Fidèle, stable et vigilant, l’Altdeutscher Schäferhund a un tempérament très proche de celui du Berger Allemand. Sa fiabilité, son instinct sûr et sa grande endurance en font un excellent chien de garde, de protection et de travail. Mais il est aussi reconnu pour son caractère équilibré et amical, ce qui en fait un compagnon de famille apprécié. Il s’entend particulièrement bien avec les enfants, dont il devient à la fois le protecteur et le partenaire de jeu.
On dit toutefois que l’Altdeutscher est généralement un peu plus calme et posé que le Berger Allemand classique, avec un seuil de tolérance plus élevé.
Comme tous les bergers, il possède cependant un instinct de travail marqué. Pour que son caractère équilibré puisse pleinement s’exprimer, il a besoin d’une socialisation précoce, d’une éducation cohérente, ainsi que de beaucoup d’exercice et de stimulation. Ce n’est pas un chien pour propriétaires passifs : il convient aux personnes actives, prêtes à partager avec lui randonnées et activités sportives variées.
Diffusion et reconnaissance
Au début des années 2000, l’Altdeutscher Schäferhund, souvent désigné comme “Berger Allemand ancien type”, a commencé à se faire connaître au-delà des frontières allemandes, notamment aux Pays-Bas, en Belgique, en Suisse et en France. C’est en 2006 qu’apparaît en France le premier club dédié, rassemblant à la fois les amateurs de cette variété et ceux du Berger Allemand à poil long. Plusieurs associations se succéderont ensuite, jusqu’à la fondation en 2013 de l’Union Cynophile Française Altdeutsche Schäferhunde (UCFAS).

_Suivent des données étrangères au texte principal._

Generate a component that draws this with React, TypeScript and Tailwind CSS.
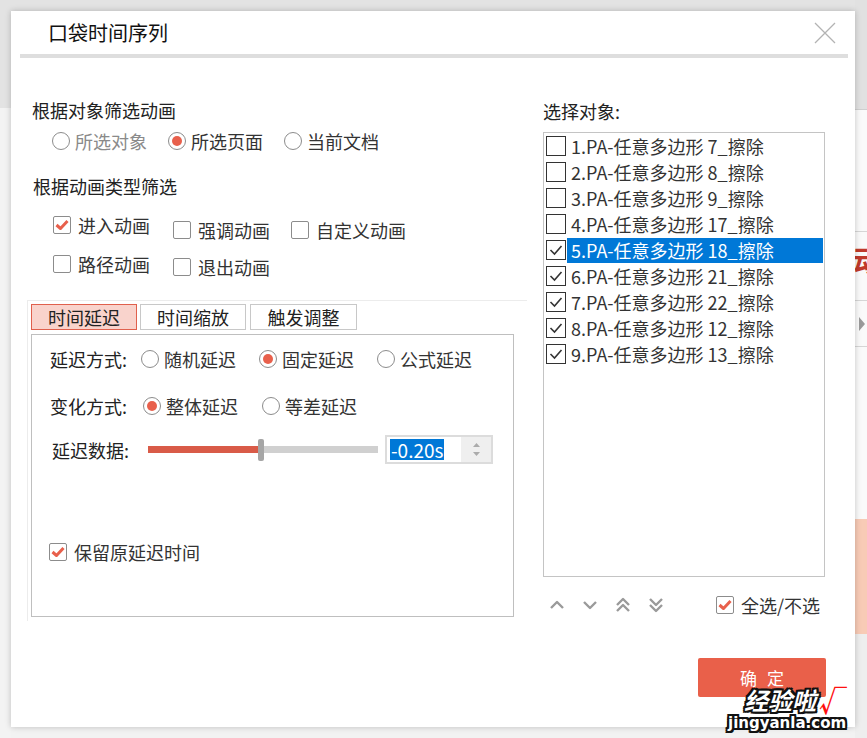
const items = [
  { label: '1.PA-任意多边形 7_擦除', on: false },
  { label: '2.PA-任意多边形 8_擦除', on: false },
  { label: '3.PA-任意多边形 9_擦除', on: false },
  { label: '4.PA-任意多边形 17_擦除', on: false },
  { label: '5.PA-任意多边形 18_擦除', on: true, selected: true },
  { label: '6.PA-任意多边形 21_擦除', on: true },
  { label: '7.PA-任意多边形 22_擦除', on: true },
  { label: '8.PA-任意多边形 12_擦除', on: true },
  { label: '9.PA-任意多边形 13_擦除', on: true },
];

const outline =
  '[text-shadow:2px_0_0_#111,-2px_0_0_#111,0_2px_0_#111,0_-2px_0_#111,2px_2px_0_#111,-2px_-2px_0_#111,2px_-2px_0_#111,-2px_2px_0_#111]';

function Radio({ checked, label, disabled }: { checked?: boolean; label: string; disabled?: boolean }) {
  return (
    <div className="flex items-center gap-[5px] h-[24px]">
      <span className="w-[18px] h-[18px] rounded-full border border-[#8c8c8c] bg-white flex items-center justify-center shrink-0">
        {checked && <span className="w-[10px] h-[10px] rounded-full bg-[#e8604c]" />}
      </span>
      <span className={disabled ? 'text-[#8a8a8a]' : 'text-[#333]'}>{label}</span>
    </div>
  );
}

function CheckBox({ checked, label }: { checked?: boolean; label: string }) {
  return (
    <div className="flex items-center gap-[7px] h-[24px]">
      <span className="w-[18px] h-[18px] rounded-[2px] border border-[#8c8c8c] bg-white flex items-center justify-center shrink-0">
        {checked && (
          <svg width="14" height="12" viewBox="0 0 14 12">
            <path d="M1.5 6 L5.5 9.5 L12.5 2" fill="none" stroke="#e8604c" strokeWidth="3" strokeLinejoin="round" />
          </svg>
        )}
      </span>
      <span className="text-[#333]">{label}</span>
    </div>
  );
}

function Arrow({ d }: { d: string }) {
  return (
    <svg width="18" height="18" viewBox="0 0 18 18">
      <path d={d} fill="none" stroke="#9a9a9a" strokeWidth="2.4" strokeLinejoin="round" />
    </svg>
  );
}

export default function App() {
  return (
    <div className="w-[867px] h-[738px] relative overflow-hidden bg-[#eeeeee] font-['Microsoft_YaHei','Noto_Sans_CJK_SC',sans-serif] text-[18px] leading-[24px]">
      <div className="flex h-full">
        {/* left background strip */}
        <div className="w-[11px] flex flex-col">
          <div className="h-[108px] bg-[#e3e3e3]" />
          <div className="flex-1 bg-[#f3f3f3]" />
        </div>

        {/* dialog column */}
        <div className="w-[844px] flex flex-col">
          <div className="h-[11px] bg-[#e3e3e3]" />
          <div className="h-[716px] bg-white shadow-[0_0_6px_rgba(0,0,0,0.22)] flex flex-col relative z-10">
            <div className="h-[43px] flex items-center justify-between pl-[37px] pr-[19px]">
              <span className="text-[20px] text-[#111] leading-[26px] mt-[1px]">口袋时间序列</span>
              <svg width="22" height="22" viewBox="0 0 22 22">
                <path d="M1 1 L21 21 M21 1 L1 21" stroke="#b3b3b3" strokeWidth="1.3" />
              </svg>
            </div>
            <div className="h-[4px] bg-[#dedede] ml-[9px] mr-[7px]" />

            <div className="flex flex-1">
              {/* left column */}
              <div className="w-[500px] ml-[16px] flex flex-col">
                <div className="mt-[40px] ml-[5px] text-[#222]">根据对象筛选动画</div>
                <div className="mt-[7px] ml-[25px] flex">
                  <div className="w-[116px]"><Radio label="所选对象" disabled /></div>
                  <div className="w-[116px]"><Radio label="所选页面" checked /></div>
                  <Radio label="当前文档" />
                </div>
                <div className="mt-[21px] ml-[6px] text-[#222]">根据动画类型筛选</div>
                <div className="mt-[15px] ml-[26px] flex items-start">
                  <div className="w-[120px]"><CheckBox label="进入动画" checked /></div>
                  <div className="w-[118px] mt-[5px]"><CheckBox label="强调动画" /></div>
                  <div className="mt-[5px]"><CheckBox label="自定义动画" /></div>
                </div>
                <div className="mt-[10px] ml-[26px] flex items-start">
                  <div className="w-[120px]"><CheckBox label="路径动画" /></div>
                  <div className="mt-[3px]"><CheckBox label="退出动画" /></div>
                </div>

                <div className="mt-[21px] border-t border-l border-[#ececec] pl-[3px] pt-[3px] pb-[4px]">
                  <div className="flex gap-[3px] h-[26px] text-[#222]">
                    <div className="w-[106px] bg-[#f9d3cc] border border-[#e0604d] flex items-center justify-center">时间延迟</div>
                    <div className="w-[106px] border border-[#c8c8c8] flex items-center justify-center">时间缩放</div>
                    <div className="w-[107px] ml-[1px] border border-[#c8c8c8] flex items-center justify-center">触发调整</div>
                  </div>
                  <div className="mt-[4px] w-[483px] h-[283px] border border-[#bfbfbf] flex flex-col pl-[18px]">
                    <div className="mt-[12px] flex">
                      <div className="w-[91px] text-[#222]">延迟方式:</div>
                      <div className="w-[118px]"><Radio label="随机延迟" /></div>
                      <div className="w-[118px]"><Radio label="固定延迟" checked /></div>
                      <Radio label="公式延迟" />
                    </div>
                    <div className="mt-[23px] flex">
                      <div className="w-[93px] text-[#222]">变化方式:</div>
                      <div className="w-[119px]"><Radio label="整体延迟" checked /></div>
                      <Radio label="等差延迟" />
                    </div>
                    <div className="mt-[17px] flex items-center">
                      <div className="w-[96px] ml-[2px] text-[#222]">延迟数据:</div>
                      <div className="w-[230px] flex items-center">
                        <div className="w-[110px] h-[7px] bg-[#d95b48]" />
                        <div className="w-[6px] h-[22px] rounded-[2px] bg-[#a6a6a6]" />
                        <div className="flex-1 h-[7px] bg-[#d0d0d0]" />
                      </div>
                      <div className="ml-[7px] w-[108px] h-[29px] border-2 border-[#dcdcdc] flex items-stretch">
                        <div className="flex-1 flex items-center pl-[3px]">
                          <span className="bg-[#0078d7] text-white text-[19px] leading-[21px] px-[1px]">-0.20s</span>
                        </div>
                        <div className="w-[30px] bg-[#efefef] flex flex-col items-center justify-center gap-[5px]">
                          <svg width="7" height="4" viewBox="0 0 7 4"><path d="M0 4 L3.5 0 L7 4Z" fill="#ababab" /></svg>
                          <svg width="7" height="4" viewBox="0 0 7 4"><path d="M0 0 L3.5 4 L7 0Z" fill="#ababab" /></svg>
                        </div>
                      </div>
                    </div>
                    <div className="mt-[76px] -ml-[1px]"><CheckBox label="保留原延迟时间" checked /></div>
                  </div>
                </div>
              </div>

              {/* right column */}
              <div className="w-[282px] ml-[16px] flex flex-col">
                <div className="mt-[41px] text-[#222]">选择对象:</div>
                <div className="mt-[9px] h-[445px] border border-[#c4c4c4] flex flex-col">
                  {items.map(it => (
                    <div key={it.label} className="h-[26px] flex items-center pl-[2px]">
                      <span className="w-[20px] h-[20px] border-[1.5px] border-[#333] bg-white flex items-center justify-center shrink-0">
                        {it.on && (
                          <svg width="14" height="12" viewBox="0 0 14 12">
                            <path d="M1.5 6 L5.5 10 L12.5 2" fill="none" stroke="#333" strokeWidth="1.6" />
                          </svg>
                        )}
                      </span>
                      <span className={'ml-[1px] flex-1 mr-[1px] h-[25px] flex items-center pl-[4px] ' + (it.selected ? 'bg-[#0078d7] text-white' : 'text-[#333]')}>
                        {it.label}
                      </span>
                    </div>
                  ))}
                </div>
                <div className="mt-[16px] flex items-center">
                  <div className="flex items-center gap-[15px] ml-[5px]">
                    <Arrow d="M3 12 L9 6 L15 12" />
                    <Arrow d="M3 6 L9 12 L15 6" />
                    <Arrow d="M3 9 L9 3 L15 9 M3 15 L9 9 L15 15" />
                    <Arrow d="M3 3 L9 9 L15 3 M3 9 L9 15 L15 9" />
                  </div>
                  <div className="ml-auto mr-[5px]"><CheckBox label="全选/不选" checked /></div>
                </div>
                <div className="mt-[41px] ml-[155px] w-[128px] h-[39px] bg-[#e9604a] rounded-[2px] flex items-center justify-center text-white text-[17px] tracking-[10px] pl-[10px]">
                  确定
                </div>
              </div>
            </div>
          </div>
          <div className="flex-1 bg-[#f2f2f2]" />
        </div>

        {/* right background strip */}
        <div className="w-[12px] flex flex-col bg-[#fafafa]">
          <div className="h-[110px] bg-[#e1e1e1] border-b border-[#cfcfcf]" />
          <div className="h-[122px] border-b border-[#d6d6d6]" />
          <div className="h-[69px] border-b border-[#d6d6d6] overflow-hidden pt-[10px]">
            <span className="block text-[30px] leading-[34px] text-[#c0392b] -ml-[2px] font-bold">动</span>
          </div>
          <div className="h-[46px] border-b border-[#d6d6d6] flex items-center">
            <svg width="10" height="16" viewBox="0 0 10 16"><path d="M4 1 L10 8 L4 15Z" fill="#9a9a9a" /></svg>
          </div>
          <div className="h-[172px]" />
          <div className="h-[115px] bg-[#f8cbb6]" />
          <div className="flex-1 bg-[#eeeeee]" />
        </div>
      </div>

      {/* watermark */}
      <div className="absolute left-[744px] top-[686px] z-20 flex items-end text-white font-bold italic">
        <span className={'text-[24px] leading-[28px] ' + outline}>经验啦</span>
        <span className="text-[#ff1010] text-[28px] leading-[28px] ml-[3px] not-italic">√</span>
      </div>
      <div className={"absolute left-[728px] top-[712px] z-20 text-white font-bold text-[15px] leading-[22px] font-['DejaVu_Sans',sans-serif] " + outline}>
        jingyanla.com
      </div>
    </div>
  );
}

À ce jour, l’Altdeutscher Schäferhund n’est pas reconnu comme une race par la FCI, et ne peut donc pas obtenir de pedigree LOF.
L’Altdeutscher Schäferhund reste au cœur d’un débat passionné : lignée indépendante ou simple variété du Berger Allemand, il continue de séduire par son allure rustique, sa robustesse et son tempérament fiable.